The protesters responded to this simple statement with mockery and derision and attempts to shout out the officials. Par for the course, in other words. So then the Magic Word was uttered, at about 2:48.
The word, of course, was “Expelled.” A transcript of the relevant passage, with a little help from PJ Media:
OSU official: OK, we’ve told you, and all we can do is be honest with you. Now, if you’re here at five o’clock [AM], our current philosophy is we are going to take you out, and escort you out of the building, and arrest you. You will be discharged from school also. I’m fairly confident of that. I don’t want you to be surprised; I want you to make good decisions. You’re smart kids.
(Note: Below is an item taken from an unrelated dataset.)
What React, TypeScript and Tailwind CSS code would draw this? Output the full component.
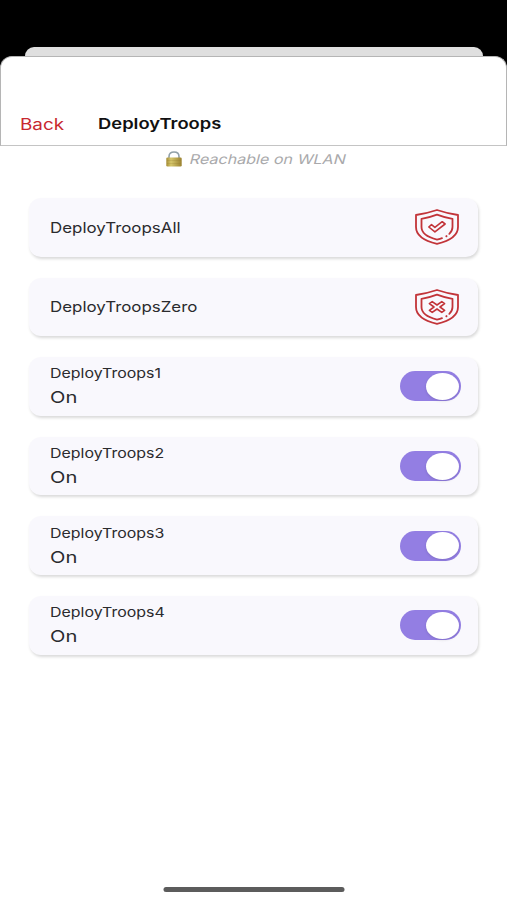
import { useState } from "react"
import type { ReactNode } from "react"

const troops = ["DeployTroops1", "DeployTroops2", "DeployTroops3", "DeployTroops4"]

function Shield({ children }: { children: ReactNode }) {
  return (
    <svg
      width="44"
      height="36"
      viewBox="0 0 44 36"
      fill="none"
      stroke="#c23439"
      strokeWidth="1.8"
      strokeLinecap="round"
      strokeLinejoin="round"
    >
      <path d="M22 1C15.500 3.200 8.500 4.900 1 6V18C1 27 10 32 22 34.800 34 32 43 27 43 18V6C35.500 4.900 28.500 3.200 22 1Z" />
      <path d="M27 29.200c-1.600.6-3.300 1-5 1.400C12.500 28.200 6.500 24.500 6.500 18V9.800C12 9 17.200 7.600 22 5.700c4.800 1.900 10 3.300 15.500 4.100V18c0 2.800-1.200 5-3.200 6.900" />
      <path d="M31.400 27.200l.1-.1" strokeWidth="2" />
      {children}
    </svg>
  )
}

function CheckShield() {
  return (
    <Shield>
      <path d="M13.800 18l2.700-2.300 3.400 2.700 7.300-5.700 2.900 2.300-10.200 7.900Z" strokeWidth="1.600" />
    </Shield>
  )
}

function CrossShield() {
  return (
    <Shield>
      <path
        d="M17.200 12.600 22 16 26.800 12.600 29.600 14.600 25 18 29.600 21.400 26.800 23.400 22 20 17.200 23.400 14.400 21.400 19 18 14.400 14.600Z"
        strokeWidth="1.600"
      />
    </Shield>
  )
}

function Lock() {
  return (
    <svg width="16" height="16" viewBox="0 0 16 16" fill="none">
      <defs>
        <linearGradient id="brass" x1="0" x2="1">
          <stop offset="0" stopColor="#a58c35" />
          <stop offset=".3" stopColor="#d5c66b" />
          <stop offset="1" stopColor="#9b8230" />
        </linearGradient>
      </defs>
      <path d="M3 9V5.500C3 2.500 5 1 8 1s5 1.500 5 4.500V9" stroke="#91a0a8" strokeWidth="1.600" />
      <rect x=".3" y="6.600" width="15.400" height="8.800" rx="1.200" fill="url(#brass)" />
      <path d="M1 9.500h14M1 12.500h14" stroke="#8c7429" strokeWidth=".5" opacity=".4" />
    </svg>
  )
}

function Card({ children }: { children: ReactNode }) {
  return (
    <div className="flex h-[58.600px] items-center justify-between rounded-[12px] bg-[#f9f8fd] pl-[20.500px] pr-[18px] shadow-[1px_2px_3px_rgba(0,0,0,0.15)]">
      {children}
    </div>
  )
}

function TroopRow({ name }: { name: string }) {
  const [on, setOn] = useState(true)

  return (
    <Card>
      <div className="flex flex-col text-[#2b2b2e]">
        <span className="origin-left scale-x-[1.180] text-[13.500px] leading-[22px]">{name}</span>
        <span className="origin-left scale-x-[1.220] text-[16.500px] leading-[26px]">{on ? "On" : "Off"}</span>
      </div>
      <button
        role="switch"
        aria-checked={on}
        aria-label={name}
        onClick={() => setOn(!on)}
        className={`-mr-px flex h-[30px] w-[61px] items-center rounded-full px-[2px] ${
          on ? "justify-end bg-[#937ee3]" : "justify-start bg-[#d9d9de]"
        }`}
      >
        <span className="h-[27px] w-[33px] rounded-[50%] bg-white shadow-[0_1px_3px_rgba(0,0,0,0.12)]" />
      </button>
    </Card>
  )
}

export default function App() {
  return (
    <div className="flex h-[900px] w-[507px] flex-col bg-white font-['Inter',sans-serif]">
      <div className="bg-black pt-[47px]">
        {/* Edge of the screen behind the sheet */}
        <div className="ml-[25px] mr-[24px] h-[9px] rounded-t-[9px] bg-[#dfdfdf]" />
        <header className="flex h-[90px] items-end rounded-t-[12px] border border-[#b5b5b5] border-b-[#c4c4c4] bg-white pb-[9px] pl-[19px]">
          <button className="w-[78px] text-left text-[16px] leading-6 text-[#c8282f]">
            <span className="inline-block origin-left scale-x-[1.180]">Back</span>
          </button>
          <h1 className="origin-left scale-x-[1.225] text-[15px] font-semibold leading-6 text-[#111]">DeployTroops</h1>
        </header>
      </div>

      <div className="flex h-[26px] items-center pl-[165.500px]">
        <Lock />
        <span className="ml-[8px] origin-left scale-x-[1.193] -skew-x-12 text-[13.500px] text-[#a9a9ab]">
          Reachable on WLAN
        </span>
      </div>

      <main className="mt-[26px] flex flex-col gap-[21px] pl-[29px] pr-[29px]">
        <Card>
          <span className="origin-left scale-x-[1.165] pt-px text-[14.500px] text-[#2b2b2e]">DeployTroopsAll</span>
          <button aria-label="Deploy all" className="mr-px">
            <CheckShield />
          </button>
        </Card>
        <Card>
          <span className="origin-left scale-x-[1.165] text-[14.500px] text-[#2b2b2e]">DeployTroopsZero</span>
          <button aria-label="Deploy zero" className="mr-px">
            <CrossShield />
          </button>
        </Card>
        {troops.map((name) => (
          <TroopRow key={name} name={name} />
        ))}
      </main>

      {/* Home indicator */}
      <div className="mx-auto mb-[8px] mt-auto h-[5px] w-[181px] translate-x-[0.500px] rounded-full bg-[#5c5c5c]" />
    </div>
  )
}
Student: Discharged as in?
OSU official: Expelled.
I don’t try to use the gaming metaphors too often, but: that word had the same effect on those students as an area-effect Calm spell would have. You could almost visibly see those kids suddenly realize that they were on a path that would inexorably lead to them having to call their parents tomorrow to explain why those parents would need to show up with bail money, and a moving van. In light of that, calling for divesting from Caterpillar suddenly seemed a bit less… urgent, you know what I mean? Certainly the students did: they were all out of the building by 12:30 AM.
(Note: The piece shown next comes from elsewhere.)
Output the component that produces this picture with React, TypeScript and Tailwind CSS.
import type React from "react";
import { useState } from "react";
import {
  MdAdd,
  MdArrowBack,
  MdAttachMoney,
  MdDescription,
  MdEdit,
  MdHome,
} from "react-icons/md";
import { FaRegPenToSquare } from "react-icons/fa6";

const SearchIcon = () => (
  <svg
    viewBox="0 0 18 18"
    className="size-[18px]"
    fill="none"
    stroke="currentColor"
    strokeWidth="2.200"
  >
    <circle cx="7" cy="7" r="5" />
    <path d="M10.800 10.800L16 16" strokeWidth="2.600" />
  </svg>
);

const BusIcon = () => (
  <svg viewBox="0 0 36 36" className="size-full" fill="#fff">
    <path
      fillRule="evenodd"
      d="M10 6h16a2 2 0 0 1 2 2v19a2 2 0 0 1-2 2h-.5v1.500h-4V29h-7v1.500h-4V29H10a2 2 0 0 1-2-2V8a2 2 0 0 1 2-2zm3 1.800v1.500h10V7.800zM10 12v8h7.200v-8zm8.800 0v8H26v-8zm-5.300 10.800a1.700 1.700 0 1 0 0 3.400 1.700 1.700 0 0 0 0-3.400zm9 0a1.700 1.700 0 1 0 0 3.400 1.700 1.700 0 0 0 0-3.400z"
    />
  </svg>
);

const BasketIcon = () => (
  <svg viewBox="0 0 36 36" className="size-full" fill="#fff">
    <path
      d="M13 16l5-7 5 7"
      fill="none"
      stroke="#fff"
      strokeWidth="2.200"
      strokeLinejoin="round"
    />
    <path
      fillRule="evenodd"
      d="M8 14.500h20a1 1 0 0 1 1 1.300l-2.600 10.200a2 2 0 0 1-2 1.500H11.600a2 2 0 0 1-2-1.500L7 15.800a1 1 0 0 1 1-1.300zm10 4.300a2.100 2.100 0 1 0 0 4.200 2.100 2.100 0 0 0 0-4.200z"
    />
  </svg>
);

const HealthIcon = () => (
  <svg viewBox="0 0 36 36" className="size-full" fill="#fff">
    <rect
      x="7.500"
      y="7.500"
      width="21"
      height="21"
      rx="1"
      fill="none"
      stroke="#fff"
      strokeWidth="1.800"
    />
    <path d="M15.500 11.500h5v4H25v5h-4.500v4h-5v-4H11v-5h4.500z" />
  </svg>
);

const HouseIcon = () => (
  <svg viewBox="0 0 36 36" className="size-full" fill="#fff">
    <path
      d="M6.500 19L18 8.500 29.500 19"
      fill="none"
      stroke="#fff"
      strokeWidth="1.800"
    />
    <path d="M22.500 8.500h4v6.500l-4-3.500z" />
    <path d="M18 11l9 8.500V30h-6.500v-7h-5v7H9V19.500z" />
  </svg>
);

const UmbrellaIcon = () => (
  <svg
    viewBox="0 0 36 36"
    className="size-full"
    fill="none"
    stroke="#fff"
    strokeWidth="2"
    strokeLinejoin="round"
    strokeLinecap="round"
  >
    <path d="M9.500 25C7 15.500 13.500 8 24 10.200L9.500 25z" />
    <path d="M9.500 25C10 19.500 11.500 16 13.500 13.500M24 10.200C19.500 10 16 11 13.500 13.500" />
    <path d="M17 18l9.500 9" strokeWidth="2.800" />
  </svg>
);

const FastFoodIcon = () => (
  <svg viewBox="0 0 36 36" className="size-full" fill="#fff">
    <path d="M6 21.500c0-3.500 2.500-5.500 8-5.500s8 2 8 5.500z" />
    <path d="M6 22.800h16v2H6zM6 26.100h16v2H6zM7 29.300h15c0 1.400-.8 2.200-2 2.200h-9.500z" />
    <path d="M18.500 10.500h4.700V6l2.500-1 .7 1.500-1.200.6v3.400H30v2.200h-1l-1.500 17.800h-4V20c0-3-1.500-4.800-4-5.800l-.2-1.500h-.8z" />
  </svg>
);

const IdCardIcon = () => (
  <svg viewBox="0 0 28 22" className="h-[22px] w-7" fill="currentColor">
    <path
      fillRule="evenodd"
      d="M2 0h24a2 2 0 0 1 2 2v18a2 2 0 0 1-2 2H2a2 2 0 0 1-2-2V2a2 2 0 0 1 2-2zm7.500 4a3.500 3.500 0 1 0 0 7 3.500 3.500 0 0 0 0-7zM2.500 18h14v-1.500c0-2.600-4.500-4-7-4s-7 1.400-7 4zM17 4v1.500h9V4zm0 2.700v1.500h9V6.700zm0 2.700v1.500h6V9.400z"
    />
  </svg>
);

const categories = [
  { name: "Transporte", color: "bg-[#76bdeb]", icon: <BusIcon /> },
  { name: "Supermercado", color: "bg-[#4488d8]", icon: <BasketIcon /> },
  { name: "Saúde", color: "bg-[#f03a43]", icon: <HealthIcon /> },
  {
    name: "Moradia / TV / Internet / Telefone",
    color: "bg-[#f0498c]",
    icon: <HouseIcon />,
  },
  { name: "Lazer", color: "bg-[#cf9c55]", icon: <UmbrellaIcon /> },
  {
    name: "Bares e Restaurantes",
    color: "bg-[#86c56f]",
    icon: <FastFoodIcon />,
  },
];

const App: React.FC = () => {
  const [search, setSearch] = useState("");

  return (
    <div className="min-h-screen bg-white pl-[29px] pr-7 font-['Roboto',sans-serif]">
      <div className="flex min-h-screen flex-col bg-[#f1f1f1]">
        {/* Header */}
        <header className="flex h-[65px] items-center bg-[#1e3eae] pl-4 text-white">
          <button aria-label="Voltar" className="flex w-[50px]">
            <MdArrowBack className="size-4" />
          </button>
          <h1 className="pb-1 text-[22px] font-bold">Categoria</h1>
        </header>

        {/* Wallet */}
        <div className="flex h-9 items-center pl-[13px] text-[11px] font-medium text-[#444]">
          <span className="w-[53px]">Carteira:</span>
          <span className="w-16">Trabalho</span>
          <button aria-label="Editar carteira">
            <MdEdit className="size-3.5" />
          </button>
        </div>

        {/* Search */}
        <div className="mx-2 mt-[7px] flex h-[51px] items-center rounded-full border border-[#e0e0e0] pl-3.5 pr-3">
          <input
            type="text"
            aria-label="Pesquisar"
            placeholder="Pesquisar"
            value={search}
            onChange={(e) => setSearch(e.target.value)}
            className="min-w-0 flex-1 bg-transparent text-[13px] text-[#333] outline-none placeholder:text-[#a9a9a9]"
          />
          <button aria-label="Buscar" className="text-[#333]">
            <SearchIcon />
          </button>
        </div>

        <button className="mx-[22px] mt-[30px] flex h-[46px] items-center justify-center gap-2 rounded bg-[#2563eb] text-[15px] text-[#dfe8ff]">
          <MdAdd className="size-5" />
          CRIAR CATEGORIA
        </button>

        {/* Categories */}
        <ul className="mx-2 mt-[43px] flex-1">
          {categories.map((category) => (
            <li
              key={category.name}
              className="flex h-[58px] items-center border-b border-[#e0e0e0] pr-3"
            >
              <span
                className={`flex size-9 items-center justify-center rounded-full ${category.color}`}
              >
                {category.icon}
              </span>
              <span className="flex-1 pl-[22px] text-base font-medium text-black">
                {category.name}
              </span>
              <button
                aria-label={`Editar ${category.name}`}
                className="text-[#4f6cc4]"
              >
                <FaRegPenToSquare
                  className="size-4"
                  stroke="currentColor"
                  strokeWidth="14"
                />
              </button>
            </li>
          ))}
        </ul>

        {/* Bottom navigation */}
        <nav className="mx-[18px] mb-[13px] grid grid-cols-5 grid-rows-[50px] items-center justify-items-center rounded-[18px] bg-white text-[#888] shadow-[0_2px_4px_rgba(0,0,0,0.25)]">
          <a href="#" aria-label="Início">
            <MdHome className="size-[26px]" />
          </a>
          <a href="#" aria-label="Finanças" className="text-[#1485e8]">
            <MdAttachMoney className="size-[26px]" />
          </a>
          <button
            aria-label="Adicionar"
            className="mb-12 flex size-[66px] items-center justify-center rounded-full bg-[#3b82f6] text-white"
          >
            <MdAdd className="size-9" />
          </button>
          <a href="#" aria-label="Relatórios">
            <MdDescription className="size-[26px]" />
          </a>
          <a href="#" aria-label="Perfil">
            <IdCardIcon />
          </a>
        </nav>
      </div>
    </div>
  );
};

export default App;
Now, let us be clear about something: dropping the E-Bomb is not in fact something that university faculty should do lightly. It is, in fact, potentially abusive. But so is disrupting school business for the latest Lefty Cause du jour. In fact, the latter is much more often actually abusive. Basically, ‘civil disobedience’ does not mean ‘I can safely ignore or break laws or rules that I have a personal problem with.’ It means ‘I am willing to go to jail or worse to protest this law or rule that I have a personal problem with, and now that’s your problem, too.’ What happened at OSU was that the kids finally got educated as to the difference.
Wow. Kids getting an education at college. The mind reels.